Добровольно надевший вериги рабства Меджнун убеждает себя, что это верный способ приблизиться к дому Лейли, но в метафизическом плане – это очередная попытка предельного самоуничижения. Даже взглянуть на Лейли одним глазком – незаслуженная удача, и Меджнун притворяется слепцом. Объяснение звучит так: «О свет очей, виденье грёз моих! Глаза мои повязаны не зря, Иначе схлынут слёзные моря». «Мои глаза подсудны» тем, что, «тобой любуясь восхищённым взором», дали повод бесчестить Лейли злым языкам; глаза – тоже искажение, отныне любимая запечатлена в сердце Меджнуна, и в сердце наконец-то достигнуто полное единение. Отныне отполированное слезами сердце стало зеркалом, в котором сама Любовь наблюдает лишь своё незамутнённое изображение. И если существует в мире чудо, вот оно чудо: слилась душа с душой!

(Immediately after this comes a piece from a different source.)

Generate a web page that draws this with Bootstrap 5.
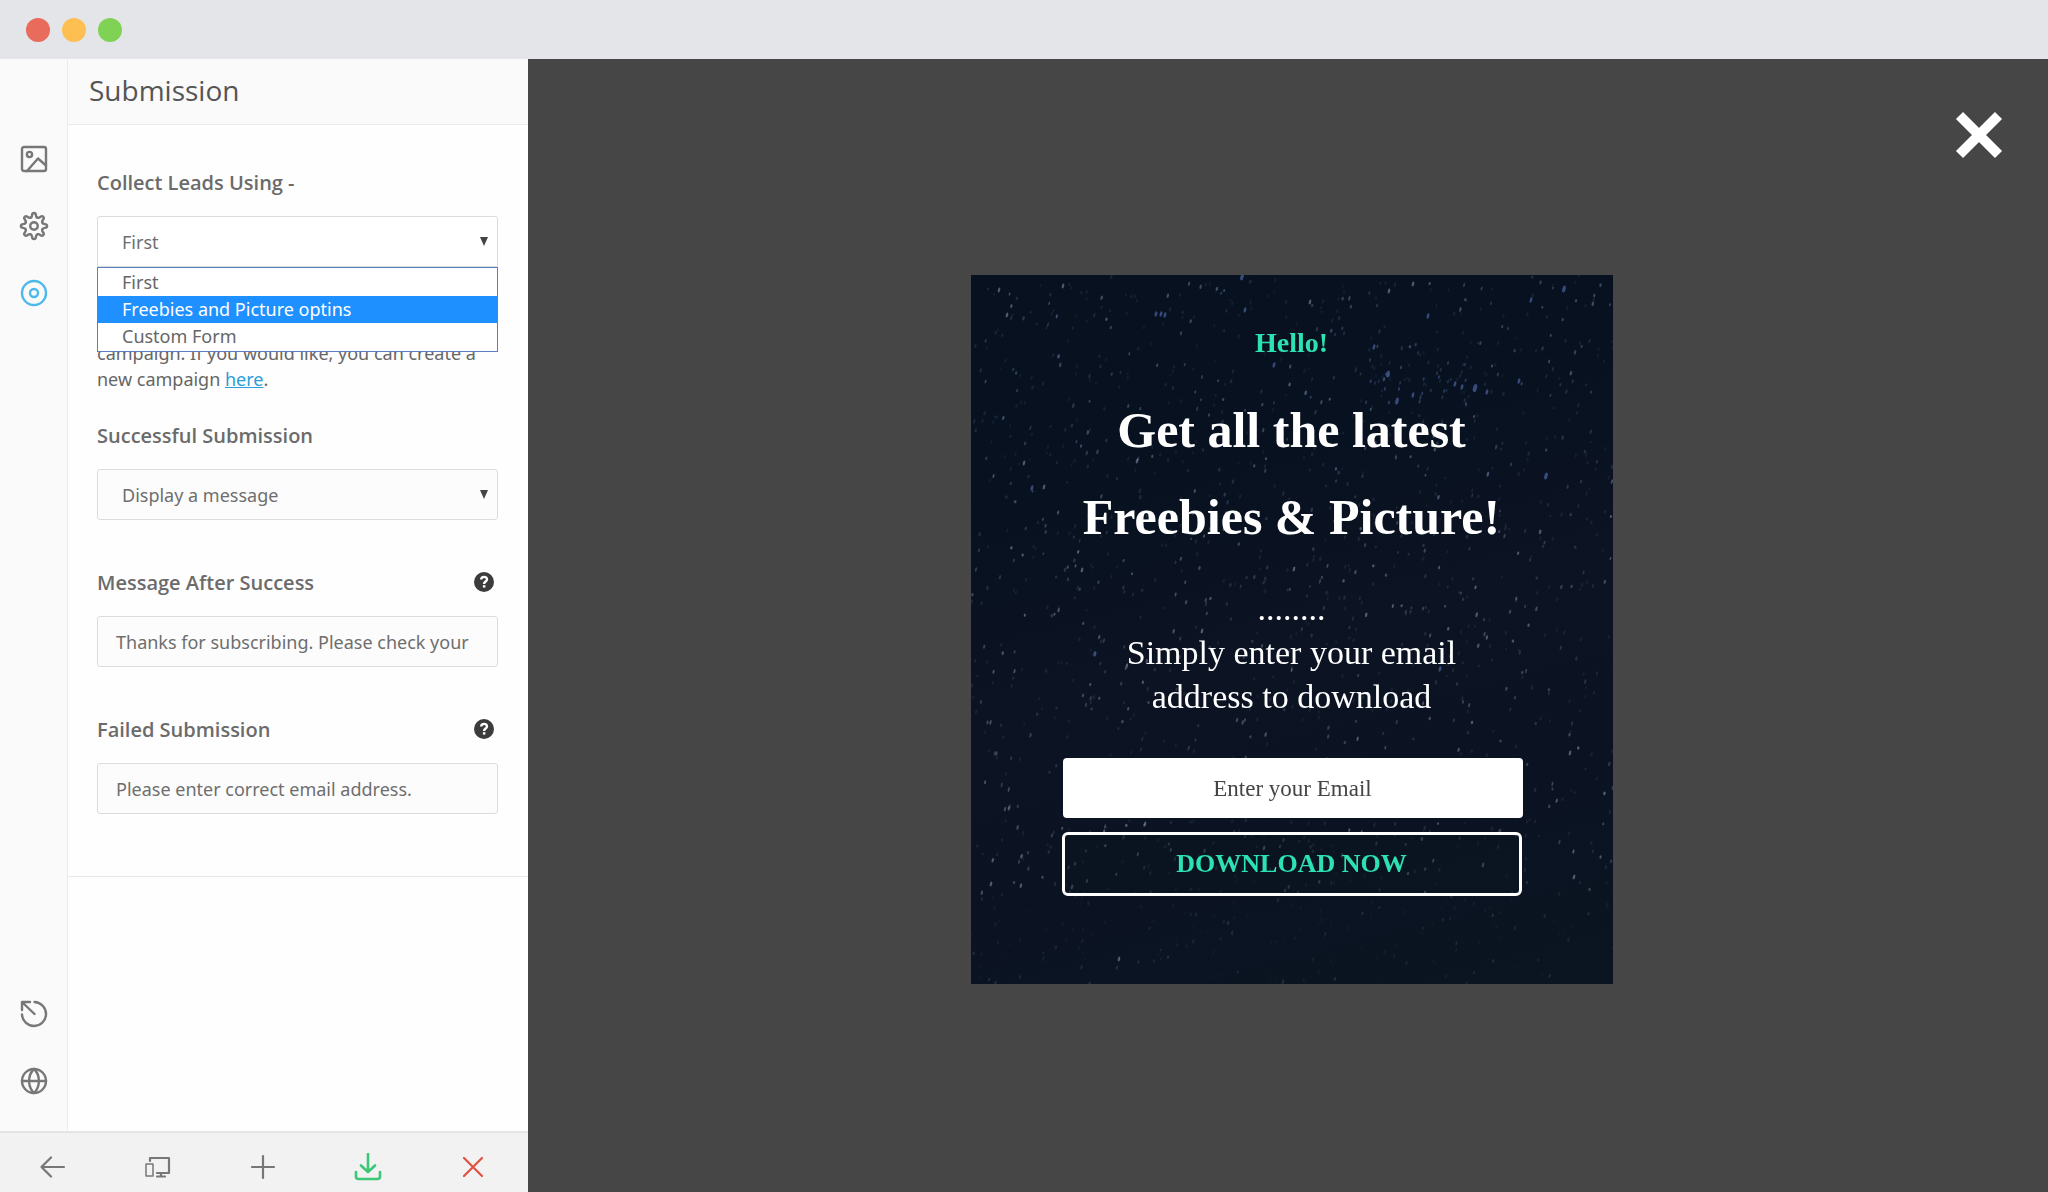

Лейли сама «одержима пуще Меджнуна», она хорошо осознаёт разницу между женихом по закону Ибн Саламом и беззаконной любовью – Меджнуном: «Сей – слепок суеты обыкновенной! Тот – весь в стихии радостей духовных!»

 

  Итог, которого нет

Меджнун всюду натыкается на образ Друга: «И в забытьи безумном то и дело, Хватая змей за вьющееся тело, Шептал: «Вот кудри любой и желанной, Вот пара кос… Вот дар благоуханный», а когда вдалеке лекарь совершает кровопускание Лейли – одновременно кровь проступает и у него. И когда умирает Ибн Салам, и верблюд доставляет свободную девушку к Другу, когда колесо фортуны, достигнув предела, готово развернуться в обратную сторону, то для Меджнуна всё это лишь никчемная блажь, он уже покинул гнездо, и, как высокая птица, распростёр широкие крылья: «Я наслаждаюсь красотой любимой В полёте духа, а не плотью зримой». В горних высотах «истинная страсть бескорыстна и чиста!»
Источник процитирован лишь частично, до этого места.